**Data rows:**
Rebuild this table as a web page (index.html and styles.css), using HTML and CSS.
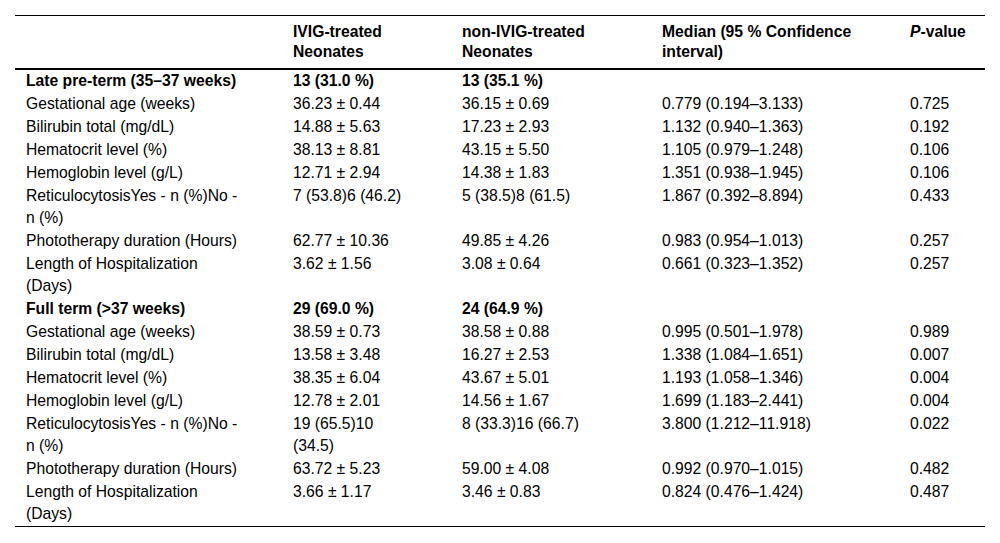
FILE: index.html
```html
<!DOCTYPE html>
<html lang="en">
<head>
<meta charset="utf-8">
<title>Table</title>
<link rel="stylesheet" href="styles.css">
</head>
<body>
<table class="data">
  <thead>
    <tr>
      <th class="c1"></th>
      <th class="c2">IVIG-treated Neonates</th>
      <th class="c3">non-IVIG-treated Neonates</th>
      <th class="c4">Median (95 % Confidence interval)</th>
      <th class="c5"><em>P</em>-value</th>
    </tr>
  </thead>
  <tbody>
    <tr class="group"><td class="c1">Late pre-term (35–37 weeks)</td><td class="c2">13 (31.0 %)</td><td class="c3">13 (35.1 %)</td><td class="c4"></td><td class="c5"></td></tr>
    <tr><td class="c1">Gestational age (weeks)</td><td class="c2">36.23 ± 0.44</td><td class="c3">36.15 ± 0.69</td><td class="c4">0.779 (0.194–3.133)</td><td class="c5">0.725</td></tr>
    <tr><td class="c1">Bilirubin total (mg/dL)</td><td class="c2">14.88 ± 5.63</td><td class="c3">17.23 ± 2.93</td><td class="c4">1.132 (0.940–1.363)</td><td class="c5">0.192</td></tr>
    <tr><td class="c1">Hematocrit level (%)</td><td class="c2">38.13 ± 8.81</td><td class="c3">43.15 ± 5.50</td><td class="c4">1.105 (0.979–1.248)</td><td class="c5">0.106</td></tr>
    <tr><td class="c1">Hemoglobin level (g/L)</td><td class="c2">12.71 ± 2.94</td><td class="c3">14.38 ± 1.83</td><td class="c4">1.351 (0.938–1.945)</td><td class="c5">0.106</td></tr>
    <tr><td class="c1">ReticulocytosisYes - n (%)No - n (%)</td><td class="c2">7 (53.8)6 (46.2)</td><td class="c3">5 (38.5)8 (61.5)</td><td class="c4">1.867 (0.392–8.894)</td><td class="c5">0.433</td></tr>
    <tr><td class="c1">Phototherapy duration (Hours)</td><td class="c2">62.77 ± 10.36</td><td class="c3">49.85 ± 4.26</td><td class="c4">0.983 (0.954–1.013)</td><td class="c5">0.257</td></tr>
    <tr><td class="c1">Length of Hospitalization (Days)</td><td class="c2">3.62 ± 1.56</td><td class="c3">3.08 ± 0.64</td><td class="c4">0.661 (0.323–1.352)</td><td class="c5">0.257</td></tr>
    <tr class="group"><td class="c1">Full term (&gt;37 weeks)</td><td class="c2">29 (69.0 %)</td><td class="c3">24 (64.9 %)</td><td class="c4"></td><td class="c5"></td></tr>
    <tr><td class="c1">Gestational age (weeks)</td><td class="c2">38.59 ± 0.73</td><td class="c3">38.58 ± 0.88</td><td class="c4">0.995 (0.501–1.978)</td><td class="c5">0.989</td></tr>
    <tr><td class="c1">Bilirubin total (mg/dL)</td><td class="c2">13.58 ± 3.48</td><td class="c3">16.27 ± 2.53</td><td class="c4">1.338 (1.084–1.651)</td><td class="c5">0.007</td></tr>
    <tr><td class="c1">Hematocrit level (%)</td><td class="c2">38.35 ± 6.04</td><td class="c3">43.67 ± 5.01</td><td class="c4">1.193 (1.058–1.346)</td><td class="c5">0.004</td></tr>
    <tr><td class="c1">Hemoglobin level (g/L)</td><td class="c2">12.78 ± 2.01</td><td class="c3">14.56 ± 1.67</td><td class="c4">1.699 (1.183–2.441)</td><td class="c5">0.004</td></tr>
    <tr><td class="c1">ReticulocytosisYes - n (%)No - n (%)</td><td class="c2">19 (65.5)10 (34.5)</td><td class="c3">8 (33.3)16 (66.7)</td><td class="c4">3.800 (1.212–11.918)</td><td class="c5">0.022</td></tr>
    <tr><td class="c1">Phototherapy duration (Hours)</td><td class="c2">63.72 ± 5.23</td><td class="c3">59.00 ± 4.08</td><td class="c4">0.992 (0.970–1.015)</td><td class="c5">0.482</td></tr>
    <tr class="last"><td class="c1">Length of Hospitalization (Days)</td><td class="c2">3.66 ± 1.17</td><td class="c3">3.46 ± 0.83</td><td class="c4">0.824 (0.476–1.424)</td><td class="c5">0.487</td></tr>
  </tbody>
</table>
</body>
</html>
```
FILE: styles.css
```css
html, body {
  margin: 0;
  padding: 0;
  background: #fff;
}

body {
  font-family: "Liberation Sans", Arial, sans-serif;
  font-size: 15.7px;
  color: #000;
}

.data {
  margin: 15px 15px 0 15px;
  width: 970px;
  table-layout: fixed;
  border-collapse: separate;
  border-spacing: 0;
}

.data th,
.data td {
  box-sizing: border-box;
  text-align: left;
  vertical-align: top;
  padding-left: 11px;
}

.data th {
  font-weight: bold;
  line-height: 20px;
  padding-top: 6px;
  padding-bottom: 6px;
  border-top: 1px solid #000;
  border-bottom: 2px solid #000;
}

.data th em {
  font-style: italic;
}

.data td {
  line-height: 22px;
  padding-top: 0;
  padding-bottom: 1px;
}

.data .group td {
  font-weight: bold;
}

.data .last td {
  border-bottom: 1px solid #000;
}

.data .c1 { width: 267px; padding-right: 37px; }
.data .c2 { width: 169px; padding-right: 48px; }
.data .c3 { width: 200px; padding-right: 19px; }
.data .c4 { width: 248px; padding-right: 17px; }
.data .c5 { width: 86px; padding-right: 0; }
```
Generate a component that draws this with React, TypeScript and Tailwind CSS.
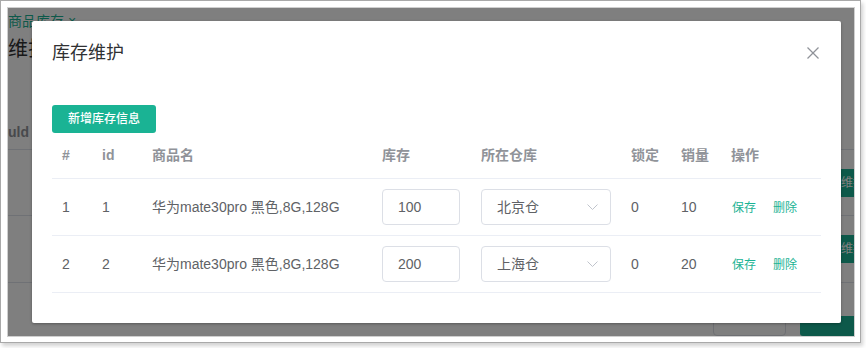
import React from 'react';

type Row = { idx: number; id: number; name: string; stock: number; warehouse: string; locked: number; sales: number };

const rows: Row[] = [
  { idx: 1, id: 1, name: '华为mate30pro 黑色,8G,128G', stock: 100, warehouse: '北京仓', locked: 0, sales: 10 },
  { idx: 2, id: 2, name: '华为mate30pro 黑色,8G,128G', stock: 200, warehouse: '上海仓', locked: 0, sales: 20 },
];

const cols = ['w-[40px]', 'w-[50px]', 'w-[230px]', 'w-[99px]', 'w-[150px]', 'w-[50px]', 'w-[50px]', 'w-[100px]'];
const heads = ['#', 'id', '商品名', '库存', '所在仓库', '锁定', '销量', '操作'];

const font = { fontFamily: '"Liberation Sans", "Noto Sans CJK SC", sans-serif' };

const Chevron = () => (
  <svg width="11" height="6" viewBox="0 0 11 6" fill="none" stroke="#c0c4cc" strokeWidth="1">
    <polyline points="0.5,0.5 5.5,5.5 10.5,0.5" />
  </svg>
);

const CloseIcon = () => (
  <svg width="12" height="12" viewBox="0 0 12 12" stroke="#909399" strokeWidth="1.2">
    <line x1="0.5" y1="0.5" x2="11.5" y2="11.5" />
    <line x1="11.5" y1="0.5" x2="0.5" y2="11.5" />
  </svg>
);

// page that sits behind the modal overlay
const BackPage = () => (
  <div className="absolute inset-0 bg-white flex flex-col">
    <div className="pt-[5px] h-[26px] text-[14px] leading-[16px] text-[#1ab394] whitespace-nowrap">商品库存 ×</div>
    <div className="mt-[3px] h-[24px] text-[20px] leading-[24px] text-[#303133] whitespace-nowrap">维护</div>
    <div className="mt-[55px] h-[34px] border-b border-[#dfe3ea] flex items-center text-[14px] font-bold text-[#909399]">uld</div>
    {[0, 1].map(i => (
      <div key={i} className="h-[67px] border-b border-[#dfe3ea] flex items-center justify-end">
        <div className="w-[13px] h-[28px] bg-[#1ab394] text-white text-[12px] leading-[28px] overflow-hidden whitespace-nowrap">维护</div>
      </div>
    ))}
    <div className="mt-[33px] flex justify-end gap-[14px]">
      <div className="w-[73px] h-[20px] border border-[#dcdfe6] rounded-[4px] bg-white" />
      <div className="w-[54px] h-[20px] bg-[#1ab394] rounded-l-[3px]" />
    </div>
  </div>
);

export default function App() {
  return (
    <div className="bg-white w-[866px] h-[348px]" style={font}>
      <div className="w-[861px] h-[343px] border border-[#a9a9a9] bg-white pl-[6px] pt-[6px] shadow-[2px_3px_4px_rgba(0,0,0,0.18)]">
        <div className="relative w-[848px] h-[330px] border border-[#cfcfcf] overflow-hidden">
          <BackPage />
          <div className="absolute inset-0 bg-black/50 flex items-start">
            <div className="ml-[24px] mt-[13px] w-[809px] h-[302px] bg-white rounded-[2px] shadow-[0_1px_3px_rgba(0,0,0,0.3)]">
              <div className="pt-[20px] px-[20px] pb-[10px] flex items-center justify-between">
                <span className="text-[18px] leading-[24px] text-[#303133]">库存维护</span>
                <span className="mr-[2px] flex"><CloseIcon /></span>
              </div>
              <div className="pt-[30px] px-[20px]">
                <button className="h-[28px] px-[16px] bg-[#1ab394] text-white text-[12px] font-medium rounded-[3px] leading-none">新增库存信息</button>
                <div className="w-[769px]">
                  <div className="flex h-[46px] border-b border-[#ebeef5] items-center text-[14px] font-bold text-[#909399]">
                    {heads.map((h, i) => <div key={h} className={`${cols[i]} pl-[10px]`}>{h}</div>)}
                  </div>
                  {rows.map(r => (
                    <div key={r.idx} className="flex h-[57px] border-b border-[#ebeef5] items-center text-[14px] text-[#606266]">
                      <div className={`${cols[0]} pl-[10px]`}>{r.idx}</div>
                      <div className={`${cols[1]} pl-[10px]`}>{r.id}</div>
                      <div className={`${cols[2]} pl-[10px] whitespace-nowrap`}>{r.name}</div>
                      <div className={`${cols[3]} pl-[10px]`}>
                        <div className="w-[78px] h-[36px] border border-[#dcdfe6] rounded-[4px] px-[15px] flex items-center">{r.stock}</div>
                      </div>
                      <div className={`${cols[4]} pl-[10px]`}>
                        <div className="w-[130px] h-[36px] border border-[#dcdfe6] rounded-[4px] pl-[15px] pr-[12px] flex items-center justify-between">
                          <span>{r.warehouse}</span>
                          <Chevron />
                        </div>
                      </div>
                      <div className={`${cols[5]} pl-[10px]`}>{r.locked}</div>
                      <div className={`${cols[6]} pl-[10px]`}>{r.sales}</div>
                      <div className={`${cols[7]} pl-[11px] flex gap-[17px] text-[12px] text-[#1ab394] pt-[2px]`}>
                        <span>保存</span>
                        <span>删除</span>
                      </div>
                    </div>
                  ))}
                </div>
              </div>
            </div>
          </div>
        </div>
      </div>
    </div>
  );
}
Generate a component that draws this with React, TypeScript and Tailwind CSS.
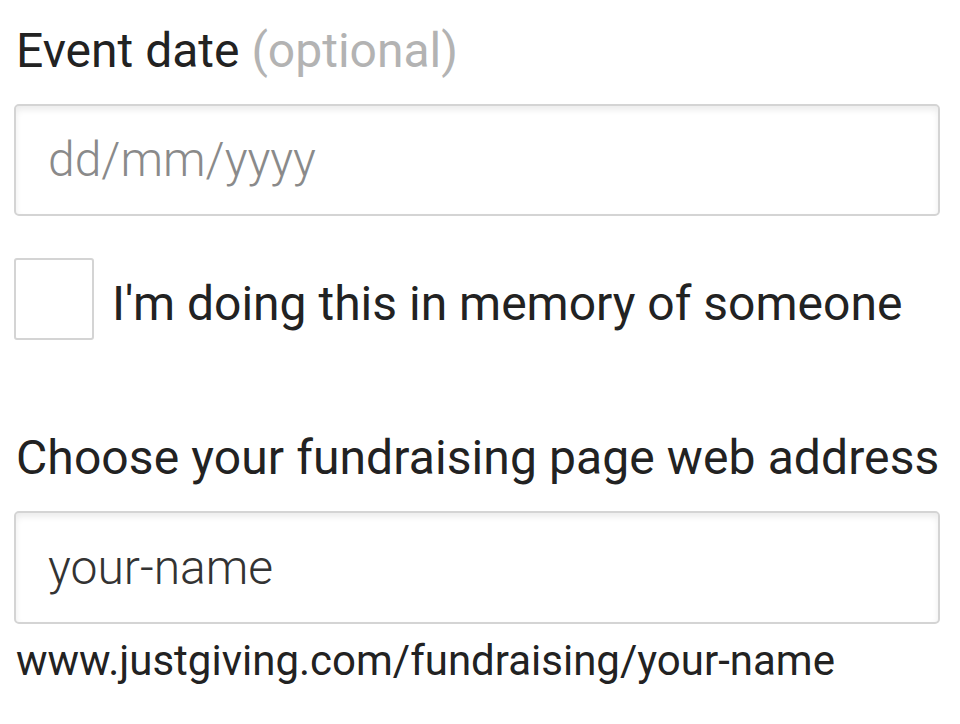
import React from "react";

export default function App() {
  return (
    <div
      className="min-h-[724px] w-[960px] bg-white pl-[14px] pr-[20px] pt-[22px] text-[#222]"
      style={{ fontFamily: "Roboto, 'Noto Sans', sans-serif" }}
    >
      <label className="block pl-[2px] text-[48px] leading-[58px]">
        Event date <span className="text-[#b3b3b3]">(optional)</span>
      </label>

      <div className="mt-[24px] flex h-[112px] items-center rounded-[5px] border-2 border-[#d4d4d4] bg-white pl-[32px] shadow-[inset_0_4px_6px_rgba(0,0,0,0.08)]">
        <span className="text-[48px] font-light text-[#8a8a8a]">dd/mm/yyyy</span>
      </div>

      <div className="mt-[42px] flex items-center gap-[18px]">
        <div className="h-[82px] w-[80px] shrink-0 rounded-[3px] border-2 border-[#d4d4d4] bg-white" />
        <span className="pt-[10px] text-[48px] leading-none">I'm doing this in memory of someone</span>
      </div>

      <label className="mt-[89px] block pl-[2px] text-[48px] leading-[58px] tracking-[0.1px]">
        Choose your fundraising page web address
      </label>

      <div className="mt-[24px] flex h-[113px] items-center rounded-[5px] border-2 border-[#d4d4d4] bg-white pl-[32px] shadow-[inset_0_4px_6px_rgba(0,0,0,0.08)]">
        <span className="text-[48px] font-light text-[#333]">your-name</span>
      </div>

      <p className="mt-[12px] pl-[2px] text-[42px] leading-[50px]">
        www.justgiving.com/fundraising/your-name
      </p>
    </div>
  );
}
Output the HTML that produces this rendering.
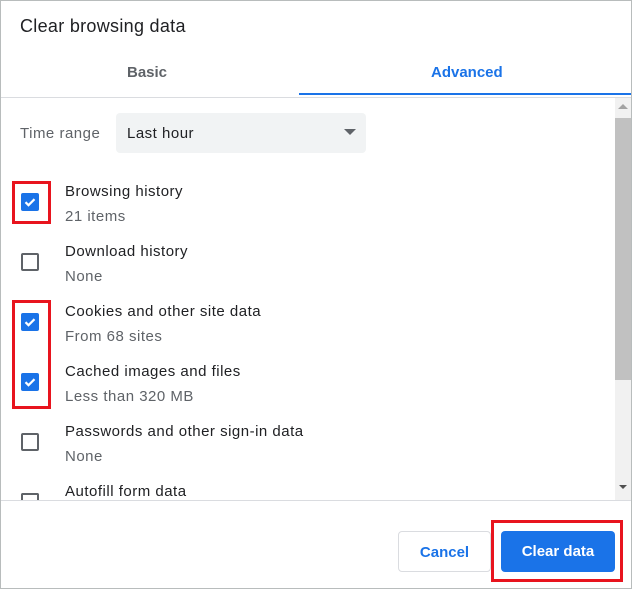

**Directions:**
Whenever "this" turns up in a line, pick that line out.

**Result of the exercise:**
Rebuild this table as a web page (index.html and styles.css), using HTML and CSS.
Generate a component that draws this with React, TypeScript and Tailwind CSS.
Generate a component that draws this with React, TypeScript and Tailwind CSS.
        <span className="pt-[10px] text-[48px] leading-none">I'm doing this in memory of someone</span>
Output the HTML that produces this rendering.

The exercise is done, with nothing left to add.